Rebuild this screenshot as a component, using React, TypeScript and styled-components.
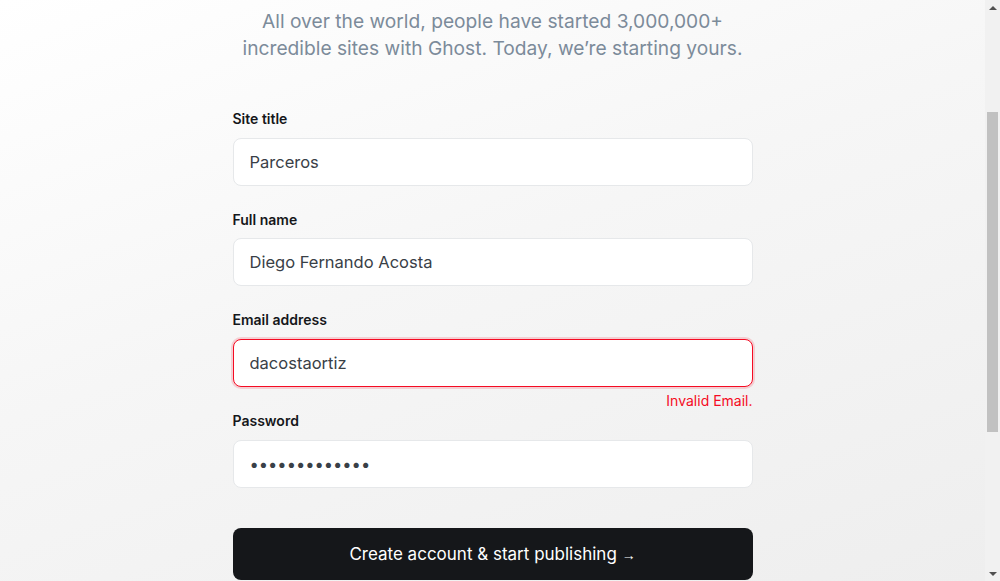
import { useLayoutEffect, useRef } from 'react'
import styled, { createGlobalStyle } from 'styled-components'

const PAGE_HEIGHT = 1000
const SCROLL_TOP = 176
const ARROW_SIZE = 15

const GlobalStyle = createGlobalStyle`
  body {
    margin: 0;
    font-family: Inter, 'Noto Sans', sans-serif;
    color: #15171a;
    overflow: hidden;
  }

  * {
    box-sizing: border-box;
  }
`

const Window = styled.div`
  display: flex;
  height: 100vh;
`

const ScrollArea = styled.div`
  flex: 1;
  overflow-y: scroll;
  scrollbar-width: none;
  background: linear-gradient(160deg, #ffffff 0%, #f6f6f6 45%, #eeeeee 100%);

  &::-webkit-scrollbar {
    display: none;
  }
`

const Scrollbar = styled.div`
  width: 15px;
  display: flex;
  flex-direction: column;
  background: #f1f1f1;
`

const ArrowButton = styled.div<{ $dir: 'up' | 'down' }>`
  height: ${ARROW_SIZE}px;
  display: flex;
  justify-content: center;
  align-items: center;

  &::before {
    content: '';
    width: 0;
    height: 0;
    border-left: 4px solid transparent;
    border-right: 4px solid transparent;
    ${(p) =>
      p.$dir === 'up' ? 'border-bottom: 4px solid #505050;' : 'border-top: 4px solid #505050;'}
  }
`

const Track = styled.div`
  flex: 1;
  padding: 0 2px;
`

const Thumb = styled.div`
  background: #c1c1c1;
`

const Page = styled.main`
  min-height: ${PAGE_HEIGHT}px;
  padding-top: 184px;
  padding-bottom: 80px;
  display: flex;
  flex-direction: column;
  align-items: center;
`

const Intro = styled.p`
  margin: 0;
  width: 510px;
  text-align: center;
  font-size: 19.2px;
  line-height: 27px;
  color: #7c8b9a;
`

const Form = styled.form`
  width: 520px;
  margin-top: 47px;
  display: flex;
  flex-direction: column;
`

const FieldGroup = styled.div<{ $hasError?: boolean }>`
  display: flex;
  flex-direction: column;
  padding-bottom: ${(p) => (p.$hasError ? '0px' : '24px')};
`

const Label = styled.label`
  font-size: 14px;
  line-height: 20.5px;
  font-weight: 600;
  color: #15171a;
  margin-bottom: 8px;
`

const Input = styled.input<{ $hasError?: boolean }>`
  width: 100%;
  height: 48px;
  padding: 0 16px;
  border-radius: 8px;
  border: 1px solid ${(p) => (p.$hasError ? '#f50b23' : '#e6e8ea')};
  box-shadow: ${(p) => (p.$hasError ? '0 0 0 2px rgba(245, 11, 35, 0.16)' : 'none')};
  background: #ffffff;
  font-family: Inter, 'Noto Sans', sans-serif;
  font-size: 16.5px;
  color: #394047;
  outline: none;
`

const ErrorText = styled.div`
  padding-top: 5px;
  height: 24.5px;
  text-align: right;
  font-size: 14px;
  line-height: 17px;
  color: #f50b23;
`

const SubmitButton = styled.button`
  margin-top: 16.5px;
  height: 52px;
  width: 100%;
  border: none;
  border-radius: 8px;
  background: #15171a;
  color: #ffffff;
  font-family: Inter, 'Noto Sans', sans-serif;
  font-size: 17px;
  cursor: pointer;
`

const Arrow = styled.span`
  font-family: 'Liberation Sans', sans-serif;
  font-size: 14px;
`

type FieldProps = {
  label: string
  value: string
  type?: string
  error?: string
}

const Field = ({ label, value, type = 'text', error }: FieldProps) => (
  <FieldGroup $hasError={!!error}>
    <Label>{label}</Label>
    <Input type={type} defaultValue={value} readOnly $hasError={!!error} />
    {error && <ErrorText>{error}</ErrorText>}
  </FieldGroup>
)

const App = () => {
  const scrollRef = useRef<HTMLDivElement>(null)

  useLayoutEffect(() => {
    if (scrollRef.current) scrollRef.current.scrollTop = SCROLL_TOP
  }, [])

  const viewHeight = typeof window !== 'undefined' ? window.innerHeight : 581
  const trackHeight = viewHeight - ARROW_SIZE * 2
  const thumbTop = Math.round((trackHeight * SCROLL_TOP) / PAGE_HEIGHT)
  const thumbHeight = Math.round((trackHeight * viewHeight) / PAGE_HEIGHT)

  return (
    <>
      <GlobalStyle />
      <Window>
        <ScrollArea ref={scrollRef}>
          <Page>
            <Intro>
              All over the world, people have started 3,000,000+ incredible sites with Ghost.
              Today, we’re starting yours.
            </Intro>
            <Form onSubmit={(e) => e.preventDefault()}>
              <Field label='Site title' value='Parceros' />
              <Field label='Full name' value='Diego Fernando Acosta' />
              <Field label='Email address' value='dacostaortiz' error='Invalid Email.' />
              <Field label='Password' value='dacosta123456' type='password' />
              <SubmitButton type='submit'>
                Create account &amp; start publishing <Arrow>→</Arrow>
              </SubmitButton>
            </Form>
          </Page>
        </ScrollArea>
        <Scrollbar>
          <ArrowButton $dir='up' />
          <Track>
            <Thumb style={{ marginTop: thumbTop, height: thumbHeight }} />
          </Track>
          <ArrowButton $dir='down' />
        </Scrollbar>
      </Window>
    </>
  )
}

export default App
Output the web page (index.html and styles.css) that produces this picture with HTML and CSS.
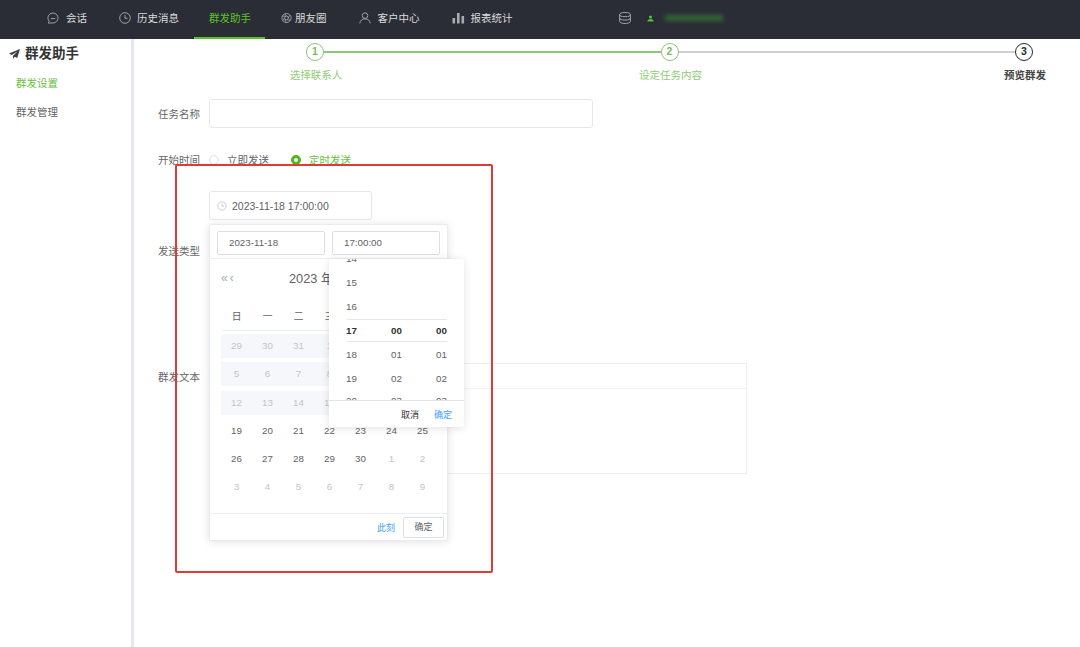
FILE: index.html
```html
<!DOCTYPE html>
<html>

<head>
	<meta charset="UTF-8">
	<title>群发助手</title>
	<link rel="stylesheet" href="styles.css">
</head>

<body>
	<header class="topbar">
		<nav class="nav">
			<a class="nav-item wide">
				<svg class="nav-icon" viewBox="0 0 12 12"><path d="M6 1a5 5 0 0 1 0 10H1.2l1-1.6A5 5 0 0 1 6 1z" /><path d="M3.800 6.600h4.400" /></svg>
				会话
			</a>
			<a class="nav-item">
				<svg class="nav-icon" viewBox="0 0 12 12"><circle cx="6" cy="6" r="5.300" /><path d="M6 2.800V6.300h2.600" /></svg>
				历史消息
			</a>
			<a class="nav-item active">群发助手</a>
			<a class="nav-item tight">
				<svg class="nav-icon" viewBox="0 0 12 12"><circle cx="6" cy="6" r="5" /><circle cx="6" cy="6" r="2" /><path d="M4.200 1.400 6 4M9.800 3 7.800 6M10.400 8.200H7M6 11l-1.700-3M2 9l1.900-3M1.400 4H5" /></svg>
				朋友圈
			</a>
			<a class="nav-item wide">
				<svg class="nav-icon" viewBox="0 0 12 12"><circle cx="6" cy="3.600" r="2.800" /><path d="M.8 11.400c.4-3 2.400-4.600 5.200-4.600s4.800 1.600 5.200 4.600" /></svg>
				客户中心
			</a>
			<a class="nav-item">
				<svg class="nav-icon bars" viewBox="0 0 12 12"><path d="M0 6h2.600v5.500H0zM4.500 1h2.600v10.500H4.500zM9 4h2.600v7.500H9z" /></svg>
				报表统计
			</a>
		</nav>
		<div class="tools">
			<svg class="db-icon" viewBox="0 0 12 12"><ellipse cx="6" cy="2.600" rx="5.400" ry="2.100" /><path d="M.6 2.600v6.800c0 1.200 2.400 2.100 5.400 2.100s5.400-.9 5.400-2.100V2.600M.6 6c0 1.200 2.400 2.100 5.400 2.100s5.400-.9 5.400-2.100" /></svg>
			<svg class="me-icon" viewBox="0 0 8 8"><circle cx="4" cy="2.300" r="1.800" /><path d="M.4 7.500c0-2 1.400-3 3.600-3s3.600 1 3.600 3z" /></svg>
			<span class="blurred-name"></span>
		</div>
	</header>

	<div class="layout">
		<aside class="sidebar">
			<h1 class="side-title">
				<svg class="send-icon" viewBox="0 0 12 11"><path d="M12 0 0 5l3 1.600L9.500 2.500 4.400 7.400v3.400l2-2.300 2.600 1.400z" /></svg>
				群发助手
			</h1>
			<ul class="side-menu">
				<li class="current">群发设置</li>
				<li>群发管理</li>
			</ul>
		</aside>

		<main class="main">
			<section class="steps">
				<span class="step-dot done">1</span>
				<span class="step-line done"></span>
				<span class="step-dot done">2</span>
				<span class="step-line"></span>
				<span class="step-dot">3</span>
				<span class="step-label done">选择联系人</span>
				<span class="step-label done col3">设定任务内容</span>
				<span class="step-label col5">预览群发</span>
			</section>

			<form class="form">
				<div class="row row-name">
					<label class="row-label">任务名称</label>
					<div class="text-input"></div>
				</div>

				<div class="row row-start">
					<label class="row-label">开始时间</label>
					<span class="radio"></span>
					<span class="radio-text">立即发送</span>
					<span class="radio on"></span>
					<span class="radio-text on">定时发送</span>
				</div>

				<div class="date-field">
					<div class="date-input">
						<svg class="clock-icon" viewBox="0 0 12 12"><circle cx="6" cy="6" r="5" /><path d="M6 3v3.300h2.400" /></svg>
						2023-11-18 17:00:00
					</div>

					<div class="picker">
						<div class="picker-head">
							<div class="picker-input">2023-11-18</div>
							<div class="picker-input">17:00:00</div>
						</div>
						<div class="cal">
							<div class="cal-head">
								<span class="cal-arrows">«‹</span>
								<span class="cal-title">2023 年</span>
							</div>
							<div class="cal-week">
								<span>日</span><span>一</span><span>二</span><span>三</span>
							</div>
							<div class="cal-days">
								<span class="off">29</span><span class="off">30</span><span class="off">31</span><span class="off">1</span><span class="off"></span><span class="off"></span><span class="off"></span>
								<span class="off">5</span><span class="off">6</span><span class="off">7</span><span class="off">8</span><span class="off"></span><span class="off"></span><span class="off"></span>
								<span class="off">12</span><span class="off">13</span><span class="off">14</span><span class="off">15</span><span class="off"></span><span class="off"></span><span class="off"></span>
								<span>19</span><span>20</span><span>21</span><span>22</span><span>23</span><span>24</span><span>25</span>
								<span>26</span><span>27</span><span>28</span><span>29</span><span>30</span><span class="next">1</span><span class="next">2</span>
								<span class="next">3</span><span class="next">4</span><span class="next">5</span><span class="next">6</span><span class="next">7</span><span class="next">8</span><span class="next">9</span>
							</div>
						</div>
						<div class="picker-foot">
							<a class="link">此刻</a>
							<a class="btn">确定</a>
						</div>

						<div class="time-panel">
							<div class="time-scroll">
								<div class="time-list">
									<span>14</span><span></span><span></span>
									<span>15</span><span></span><span></span>
									<span>16</span><span></span><span></span>
									<span class="sel">17</span><span class="sel">00</span><span class="sel">00</span>
									<span>18</span><span>01</span><span>01</span>
									<span>19</span><span>02</span><span>02</span>
									<span class="peek">20</span><span class="peek">03</span><span class="peek">03</span>
								</div>
							</div>
							<div class="time-mark"></div>
							<div class="time-foot">
								<a class="cancel">取消</a>
								<a class="link">确定</a>
							</div>
						</div>
					</div>
				</div>

				<div class="row row-type">
					<label class="row-label">发送类型</label>
				</div>

				<div class="row row-text">
					<label class="row-label">群发文本</label>
					<div class="editor">
						<div class="editor-bar"></div>
					</div>
				</div>
			</form>
		</main>
	</div>

	<div class="red-box"></div>
</body>

</html>
```

FILE: styles.css
```css
body,
h1 {
	margin: 0;
}

ul {
	margin: 0;
	padding: 0;
	list-style: none;
}

body {
	position: relative;
	width: 1080px;
	height: 647px;
	overflow: hidden;
	background-color: #fff;
	font-family: "Liberation Sans", "Noto Sans CJK SC", sans-serif;
	font-size: 10.5px;
	color: #606266;
}

/* top bar */
.topbar {
	display: flex;
	height: 39px;
	background-color: #2a2d35;
}

.nav {
	display: flex;
	gap: 2px;
	padding-left: 32px;
}

.nav-item {
	display: flex;
	align-items: center;
	gap: 6px;
	box-sizing: border-box;
	height: 39px;
	padding: 0 15px 2px;
	border-bottom: 2px solid transparent;
	color: #dcdcdc;
	white-space: nowrap;
}

.nav-item.wide {
	gap: 7px;
}

.nav-item.tight {
	gap: 3px;
}

.nav-item.active {
	width: 71px;
	margin: 0 -1px 0 -2px;
	color: #5cc22c;
	border-bottom-color: #5cc22c;
}

.nav-icon {
	width: 12px;
	height: 12px;
	fill: none;
	stroke: #a9abaf;
	stroke-width: .9;
}

.nav-item.tight .nav-icon {
	width: 11px;
}

.nav-icon.bars {
	width: 13px;
	fill: #a9abaf;
	stroke: none;
}

.tools {
	display: flex;
	align-items: center;
	margin-left: 91px;
	padding-bottom: 3px;
}

.db-icon {
	width: 12px;
	height: 12px;
	fill: none;
	stroke: #a9abaf;
	stroke-width: .9;
}

.me-icon {
	width: 7px;
	height: 7px;
	margin-left: 16px;
	fill: #4fc23a;
}

.blurred-name {
	width: 58px;
	height: 6px;
	margin-left: 11px;
	background-color: #356336;
	filter: blur(2px);
}

/* page */
.layout {
	display: flex;
	height: 608px;
}

.sidebar {
	flex: 0 0 131px;
	border-right: 3px solid #e6e4f6;
}

.side-title {
	display: flex;
	align-items: center;
	gap: 5px;
	padding: 7px 0 0 9px;
	font-size: 13.5px;
	line-height: 16px;
	color: #333;
}

.send-icon {
	width: 11px;
	height: 10px;
	fill: #3a3d44;
}

.side-menu {
	padding: 7px 0 0 16px;
	font-size: 10.5px;
	color: #666;
}

.side-menu li {
	height: 29px;
	line-height: 29px;
}

.side-menu .current {
	color: #69c23e;
}

.main {
	flex: 1;
}

/* steps */
.steps {
	display: grid;
	grid-template-columns: 62px 1fr 62px 1fr 62px;
	row-gap: 7px;
	align-items: center;
	justify-items: center;
	padding: 4px 25px 0 150px;
}

.step-dot {
	box-sizing: border-box;
	width: 18px;
	height: 18px;
	border: 1.5px solid #26292f;
	border-radius: 50%;
	font-size: 10.5px;
	font-weight: bold;
	line-height: 15px;
	text-align: center;
	color: #26292f;
}

.step-dot.done {
	border-color: #8cc678;
	color: #7cb966;
}

.step-line {
	justify-self: stretch;
	height: 2px;
	margin: 0 -22px;
	background-color: #cfcfcf;
}

.step-line.done {
	background-color: #8cc678;
}

.step-label {
	grid-row: 2;
	padding-left: 2px;
	line-height: 14px;
	white-space: nowrap;
	color: #444;
	font-weight: bold;
}

.step-label.done {
	color: #8ecb74;
	font-weight: normal;
}

.col3 {
	grid-column: 3;
}

.col5 {
	grid-column: 5;
}

/* form */
.form {
	padding: 17px 0 0 24px;
}

.row {
	display: flex;
	align-items: center;
}

.row-label {
	flex: 0 0 42px;
	margin-right: 9px;
	line-height: 14px;
	color: #666;
	white-space: nowrap;
}

.text-input {
	box-sizing: border-box;
	width: 384px;
	height: 29px;
	border: 1px solid #e4e7ed;
	border-radius: 3px;
}

.row-start {
	margin-top: 24px;
}

.radio {
	box-sizing: border-box;
	width: 10px;
	height: 10px;
	border: 1px solid #dcdfe6;
	border-radius: 50%;
}

.radio.on {
	margin-left: 22px;
	border: 3.5px solid #52b81a;
	background-color: #fff;
}

.radio-text {
	margin-left: 8px;
	color: #606266;
}

.radio-text.on {
	margin-left: 8px;
	color: #69c23e;
}

.date-field {
	position: relative;
	width: 163px;
	margin: 24px 0 0 51px;
}

.date-input {
	display: flex;
	align-items: center;
	gap: 5px;
	box-sizing: border-box;
	height: 29px;
	padding-left: 7px;
	border: 1px solid #e4e7ed;
	border-radius: 3px;
}

.clock-icon {
	width: 10px;
	height: 10px;
	fill: none;
	stroke: #c0c4cc;
	stroke-width: 1;
}

.row-type {
	margin-top: 24px;
}

.row-text {
	align-items: flex-start;
	margin-top: 105px;
}

.row-text .row-label {
	padding-top: 7px;
}

.editor {
	box-sizing: border-box;
	width: 538px;
	height: 111px;
	border: 1px solid #eeeeee;
}

.editor-bar {
	height: 24px;
	border-bottom: 1px solid #f2f2f2;
}

/* date picker popup */
.picker {
	position: absolute;
	left: 0;
	top: 33px;
	z-index: 2;
	box-sizing: border-box;
	width: 239px;
	height: 317px;
	background-color: #fff;
	border: 1px solid #e9ebef;
	border-radius: 2px;
	box-shadow: 0 1px 9px rgba(0, 0, 0, .12);
}

.picker-head {
	display: flex;
	gap: 7px;
	height: 34px;
	padding: 6px 7px 0;
	box-sizing: border-box;
	border-bottom: 1px solid #eeeff2;
}

.picker-input {
	box-sizing: border-box;
	width: 108px;
	height: 24px;
	padding-left: 11px;
	border: 1px solid #dcdfe6;
	border-radius: 2px;
	font-size: 9.75px;
	line-height: 22px;
}

.cal {
	height: 254px;
	padding: 0 10px 0 11px;
}

.cal-head {
	display: flex;
	height: 40px;
	align-items: center;
}

.cal-arrows {
	width: 68px;
	margin-top: -2px;
	font-size: 12px;
	letter-spacing: 2px;
	color: #a8abb2;
}

.cal-title {
	margin-top: -3px;
	font-size: 12.75px;
	color: #606266;
	white-space: nowrap;
}

.cal-week {
	display: grid;
	grid-template-columns: repeat(7, 31px);
	height: 32px;
	align-items: center;
	justify-items: center;
	box-sizing: border-box;
	padding-top: 3px;
	border-bottom: 1px solid #ebeef5;
	font-size: 9.75px;
}

.cal-days {
	display: grid;
	grid-template-columns: repeat(7, 31px);
	grid-auto-rows: 24px;
	row-gap: 4.3px;
	padding-top: 3px;
	font-size: 9.75px;
}

.cal-days span {
	line-height: 24px;
	text-align: center;
}

.cal-days .off {
	background-color: #f5f7fa;
	color: #c0c4cc;
}

.cal-days .next {
	color: #c0c4cc;
}

.picker-foot {
	display: flex;
	align-items: center;
	justify-content: flex-end;
	gap: 8px;
	box-sizing: border-box;
	height: 27px;
	padding-right: 3px;
	border-top: 1px solid #ebeef5;
	font-size: 9px;
}

.link {
	color: #409eff;
}

.btn {
	box-sizing: border-box;
	width: 41px;
	height: 21px;
	border: 1px solid #dcdfe6;
	border-radius: 2px;
	line-height: 19px;
	text-align: center;
	color: #606266;
}

/* time spinner, sits over the calendar */
.time-panel {
	position: absolute;
	left: 119px;
	top: 34px;
	width: 135px;
	height: 168px;
	background-color: #fff;
	border-radius: 2px;
	box-shadow: 0 1px 9px rgba(0, 0, 0, .12);
}

.time-scroll {
	height: 141px;
	overflow: hidden;
}

.time-list {
	display: grid;
	grid-template-columns: repeat(3, 45px);
	grid-auto-rows: 24px;
	margin-top: -12px;
	font-size: 9.75px;
	line-height: 24px;
	text-align: center;
}

.time-list .sel {
	font-weight: bold;
	color: #303133;
}

.time-list .peek {
	margin-top: -2px;
}

.time-mark {
	position: absolute;
	left: 18px;
	right: 17px;
	top: 60px;
	height: 23px;
	box-sizing: border-box;
	border-top: 1px solid #e4e7ed;
	border-bottom: 1px solid #e4e7ed;
}

.time-foot {
	display: flex;
	align-items: center;
	justify-content: flex-end;
	gap: 15px;
	box-sizing: border-box;
	height: 27px;
	padding-right: 12px;
	border-top: 1px solid #e4e4e4;
	font-size: 9px;
}

.cancel {
	color: #303133;
}

/* annotation drawn on the screenshot */
.red-box {
	position: absolute;
	left: 175px;
	top: 164px;
	z-index: 3;
	box-sizing: border-box;
	width: 318px;
	height: 409px;
	border: 2px solid #dc3c34;
	border-radius: 2px;
	pointer-events: none;
}
```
..............................
**Set exercise**
Restate exactly, please, only the lines between the start of the data and the line containing "const ARROW_SIZE = 15", both ends included, skipping the pictures.

**Answer in full**
Rebuild this screenshot as a component, using React, TypeScript and styled-components.
import { useLayoutEffect, useRef } from 'react'
import styled, { createGlobalStyle } from 'styled-components'

const PAGE_HEIGHT = 1000
const SCROLL_TOP = 176
const ARROW_SIZE = 15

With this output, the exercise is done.